THE HORSE TRADER'S DAUGHTER see La fille de maquignon
HORSES IN WINTER *
* setting: P.Q.
(1988) Rick Raxlen, Jacob Tierney, Vicki Barkoff, Jacques Migne, Colin Kash, Erin Whitaker, Lucie Dorion, Alejandro Escobar, Elizabeth Bellm.....A man (Raxlen) reminisces about a summer he spent as a boy (played by Tierney) at his family's cottage on the lake. In spots this art film has atmosphere and some nice writing in the narration, and even interesting scenes, but too often just plays like someone's home movies. sc: Rick Raxlen. dir: Rick Raxlen, Patrick Vallely. - brief female nudity.- 87 min.
(2004) Joris Jarsky, Carlo Rota, Claudia Besso, Amy Stewart.....An ex-junkie (Jarsky) agrees to stay with an old junkie pal (Rota), in the latter's rural, isolated house, ostensibly to help him through a bad patch...but really because he's trying to find out what happened to another junkie friend who's vanished. Minimalist, low-budget, filmed-on-video drama cum suspenser is sporadically intriguing, but can't fully shake its low-budget stiltedness. The actors are capable, but the scenes seem like scenes. Full of flashbacks, hallucinations and dream sequences which, at first, seem kind of annoying and confusing...but you realize make sense bit by bit as the story unfolds, gradually filling in the back story. Meaning you can kind of appreciate it more once it's over than while you're watching it. As such, a borderline call...but not quite a success. sc./dir: Tony Asimakopoulos.- female nudity; sexual content; violence.- 76 min.
HOSTAGE FOR A DAY
* 1/2 setting: USA.
(1994) (/U.S.) George Wendt, Christopher Templeton, John Vernon, Robin Duke, Peter Torokvei, Kathleen Laskey, Don Lake, Frank Moore, Currie Graham, John Hemphill.....Put-upon American (Wendt), in a rotten marriage (to Duke), decides to fake his own kidnapping to get enough money to escape to Alaska with his childhood sweetheart (Templeton). Unfunny made-for-TV comedy has too many negative characters to be the heartwarmer it wants to be. Set in Mellonville...the same fictional town used in the SCTV series. TV personality Monika Deol plays a reporter. Tragically, co-scripter Hildebrand and Candy, who made his directorial debut as well as co-executive producing and appearing in a bit part, both died before the film aired. sc: Kari Hildebrand, Robert Crane, Peter Torokvei. dir: John Candy. 93 min.
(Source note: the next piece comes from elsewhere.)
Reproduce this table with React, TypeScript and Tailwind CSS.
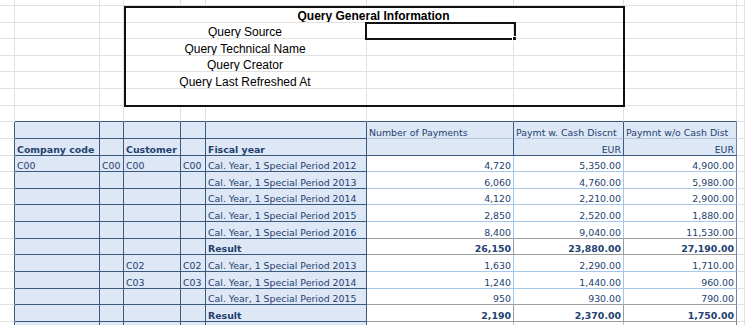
import React from "react";

// column widths of the sheet (A..J) and row heights
const W = [15, 85, 24, 57, 25, 161, 147, 110, 113, 8];
const H = [6, 17, 16, 17, 16, 17, 17, 16, 17, 17, 16, 17, 16, 17, 17, 16, 17, 17, 16, 17, 17];

const GRID_R = "border-r-[#e1e1e1]";
const GRID_B = "border-b-[#e1e1e1]";
const NAVY_R = "border-r-[#3b5a80]";
const NAVY_B = "border-b-[#3b5a80]";
const LIGHT_R = "border-r-[#a6c6ec]";
const LIGHT_B = "border-b-[#a6c6ec]";
const GRAY_R = "border-r-[#9c9c9c]";
const GRAY_B = "border-b-[#9c9c9c]";
const EDGE_R = "border-r-[#6f84a3]";
const HDR_B = "border-b-[#b3c6de]";
const KEY_BG = "bg-[#dde7f5]";

type Cell = {
  w: number;
  r: string;
  b: string;
  bg?: string;
  t?: string;
  align?: "left" | "right" | "center";
  bold?: boolean;
  q?: boolean;
};

const span = (a: number, z: number) => W.slice(a, z + 1).reduce((s, x) => s + x, 0);

const grid = (i: number): Cell => ({ w: W[i], r: GRID_R, b: GRID_B });

function queryRow(label: string): Cell[] {
  return [
    grid(0),
    grid(1),
    grid(2),
    { w: span(3, 5), r: GRID_R, b: GRID_B, t: label, align: "center", q: true },
    grid(6),
    grid(7),
    grid(8),
    grid(9),
  ];
}

function keyRow(
  keys: string[],
  data: string[],
  kind: "normal" | "beforeResult" | "result",
): Cell[] {
  const bold = kind === "result";
  const db = kind === "normal" ? LIGHT_B : GRAY_B;
  const dr = kind === "result" ? GRAY_R : LIGHT_R;
  return [
    { w: W[0], r: NAVY_R, b: GRID_B },
    ...keys.map((k, i) => ({
      w: W[i + 1],
      r: NAVY_R,
      b: NAVY_B,
      bg: KEY_BG,
      t: k,
      bold: bold && i === 4,
    })),
    ...data.map((d, i) => ({
      w: W[i + 6],
      r: i === 2 ? EDGE_R : dr,
      b: db,
      t: d,
      align: "right" as const,
      bold,
    })),
    grid(9),
  ];
}

const rows: Cell[][] = [
  W.map((_, i) => grid(i)),
  [
    grid(0),
    grid(1),
    grid(2),
    { w: span(3, 7), r: GRID_R, b: GRID_B, t: "Query General Information", align: "center", bold: true, q: true },
    grid(8),
    grid(9),
  ],
  queryRow("Query Source"),
  queryRow("Query Technical Name"),
  queryRow("Query Creator"),
  queryRow("Query Last Refreshed At"),
  queryRow(""),
  W.map((_, i) => (i >= 1 && i <= 8 ? { w: W[i], r: GRID_R, b: NAVY_B } : grid(i))),
  [
    { w: W[0], r: NAVY_R, b: GRID_B },
    ...[1, 2, 3, 4, 5].map((i) => ({ w: W[i], r: NAVY_R, b: NAVY_B, bg: KEY_BG })),
    { w: W[6], r: NAVY_R, b: HDR_B, bg: KEY_BG, t: "Number of Payments" },
    { w: W[7], r: NAVY_R, b: HDR_B, bg: KEY_BG, t: "Paymt w. Cash Discnt" },
    { w: W[8], r: EDGE_R, b: HDR_B, bg: KEY_BG, t: "Paymnt w/o Cash Dist" },
    grid(9),
  ],
  [
    { w: W[0], r: NAVY_R, b: GRID_B },
    { w: W[1], r: NAVY_R, b: NAVY_B, bg: KEY_BG, t: "Company code", bold: true },
    { w: W[2], r: NAVY_R, b: NAVY_B, bg: KEY_BG },
    { w: W[3], r: NAVY_R, b: NAVY_B, bg: KEY_BG, t: "Customer", bold: true },
    { w: W[4], r: NAVY_R, b: NAVY_B, bg: KEY_BG },
    { w: W[5], r: NAVY_R, b: NAVY_B, bg: KEY_BG, t: "Fiscal year", bold: true },
    { w: W[6], r: NAVY_R, b: NAVY_B, bg: KEY_BG },
    { w: W[7], r: NAVY_R, b: NAVY_B, bg: KEY_BG, t: "EUR", align: "right" },
    { w: W[8], r: EDGE_R, b: NAVY_B, bg: KEY_BG, t: "EUR", align: "right" },
    grid(9),
  ],
  keyRow(["C00", "C00", "C00", "C00", "Cal. Year, 1 Special Period 2012"], ["4,720", "5,350.00", "4,900.00"], "normal"),
  keyRow(["", "", "", "", "Cal. Year, 1 Special Period 2013"], ["6,060", "4,760.00", "5,980.00"], "normal"),
  keyRow(["", "", "", "", "Cal. Year, 1 Special Period 2014"], ["4,120", "2,210.00", "2,900.00"], "normal"),
  keyRow(["", "", "", "", "Cal. Year, 1 Special Period 2015"], ["2,850", "2,520.00", "1,880.00"], "normal"),
  keyRow(["", "", "", "", "Cal. Year, 1 Special Period 2016"], ["8,400", "9,040.00", "11,530.00"], "beforeResult"),
  keyRow(["", "", "", "", "Result"], ["26,150", "23,880.00", "27,190.00"], "result"),
  keyRow(["", "", "C02", "C02", "Cal. Year, 1 Special Period 2013"], ["1,630", "2,290.00", "1,710.00"], "normal"),
  keyRow(["", "", "C03", "C03", "Cal. Year, 1 Special Period 2014"], ["1,240", "1,440.00", "960.00"], "normal"),
  keyRow(["", "", "", "", "Cal. Year, 1 Special Period 2015"], ["950", "930.00", "790.00"], "beforeResult"),
  keyRow(["", "", "", "", "Result"], ["2,190", "2,370.00", "1,750.00"], "result"),
  keyRow(["", "", "", "", ""], ["", "", ""], "normal"),
];

function SheetCell({ c, h }: { c: Cell; h: number }) {
  const align =
    c.align === "right"
      ? "justify-end pr-[2px]"
      : c.align === "center"
        ? "justify-center"
        : "justify-start pl-[2px]";
  const font = c.q
    ? "font-['Liberation_Sans',Arial,sans-serif] text-[12px] text-black"
    : "font-['DejaVu_Sans',Verdana,sans-serif] text-[9.4px] text-[#23416f] pb-[1px]";
  return (
    <div
      className={`flex shrink-0 items-end overflow-hidden whitespace-nowrap border-r border-b leading-none ${c.bg ?? "bg-white"} ${c.r} ${c.b} ${align}`}
      style={{ width: c.w, height: h }}
    >
      {c.t ? <span className={`${font} ${c.bold ? "font-bold" : ""}`}>{c.t}</span> : null}
    </div>
  );
}

export default function App() {
  return (
    <div className="relative h-[325px] w-[745px] overflow-hidden bg-white">
      <div className="flex flex-col">
        {rows.map((row, ri) => (
          <div key={ri} className="flex">
            {row.map((c, ci) => (
              <SheetCell key={ci} c={c} h={H[ri]} />
            ))}
          </div>
        ))}
      </div>

      {/* frame around the query info block */}
      <div className="pointer-events-none absolute left-[124px] top-[6px] h-[101px] w-[501px] border-2 border-[#111]" />

      {/* active cell selection */}
      <div className="pointer-events-none absolute left-[365px] top-[22px] h-[18px] w-[151px] border-2 border-[#111]">
        <div className="absolute -bottom-[3px] -right-[3px] h-[5px] w-[5px] border border-white bg-[#111]" />
      </div>
    </div>
  );
}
HOSTILE ADVANCES: The Kerry
Ellison Story * * 1/2 setting:
(1996) (/U.S.) Rena Sofer, Victor Garber, Maria Ricossa, Real Andrews, Karen Allen, Sean McCann, Patricia Gage, David Nerman, Don Francks, Sherry Miller.....True story of an American I.R.S. agent (American Sofer) who finds her life turned into a nightmare by the unwanted advances of a creepy co-worker (Garber) -- leading her to sue him, and her employer, for sexual harassment. Made-for-TV true story suffers from the problems of many such productions, where the earnestness and the issue threatens to overwhelm the storytelling. Somewhat lacking in subtlety and finesse but, conversely, it remains focused and tightly-paced, making for a decent enough watch. Although for a movie that's all about its issue -- and the supposedly precedent-setting legal rulings that accompanied it -- it can remain a bit vague in the details (there isn't even a date in the titles explaining when this occurred). Canadian filmmakers have made so many of these films, they've practically mapped out the last century of American legal history...too bad they seem uninterested in doing the same for Canadian law and history. sc: Layce Gardner. dir: Allan Kroeker. 90 min.
HOSTILE INTENT *
* 1/2 setting: USA.
(1997) Rob Lowe, Sofia Shinas, John Savage, Ronn Sarosiak, Rino Romano, Gerry Quigley, James Kidnie, Louis Del Grande, Saul Rubinek.....American computer programmers who've just put the finishing touches on software that will protect any computer from illegal accessing, go off into the woods for paint ball/war games...only to have someone start using real ammo. Reasonably entertaining, fast-paced action-thriller. Better than to be expected. Lowe and Savage are American imports (though they've both done their share of Canadian movies over the years). sc: Manny Coto. dir: Jonathan Heap. - violence.- 89 min.
* * * 1/2 setting: USA.
(1989) David Warner, Michael Ironside, Kate Vernon, Jayne Eastwood, Will Lyman, Graeme Campbell, Anthony Sherwood, John Vernon..... Mild-mannered man (Warner) takes three of his power-plant co-workers hostage, seemingly for no reason. Off-beat, ambitious suspense drama avoids the sadistic/unpleasantness usually associated with Canadian-made "hostage" movies and works thanks to stylish direction, good performances by all (including Ironside in an atypical turn) and an odd, quirky sense of humour. Definitely not the schlock it's sometimes presented as. a.k.a. The Devastator. sc: Stephen Zoller, Michael A. Gilbert (from Gilbert's novel Office Party). dir: George Mihalka. - violence, partial female nudity, sexual content.- 93 min.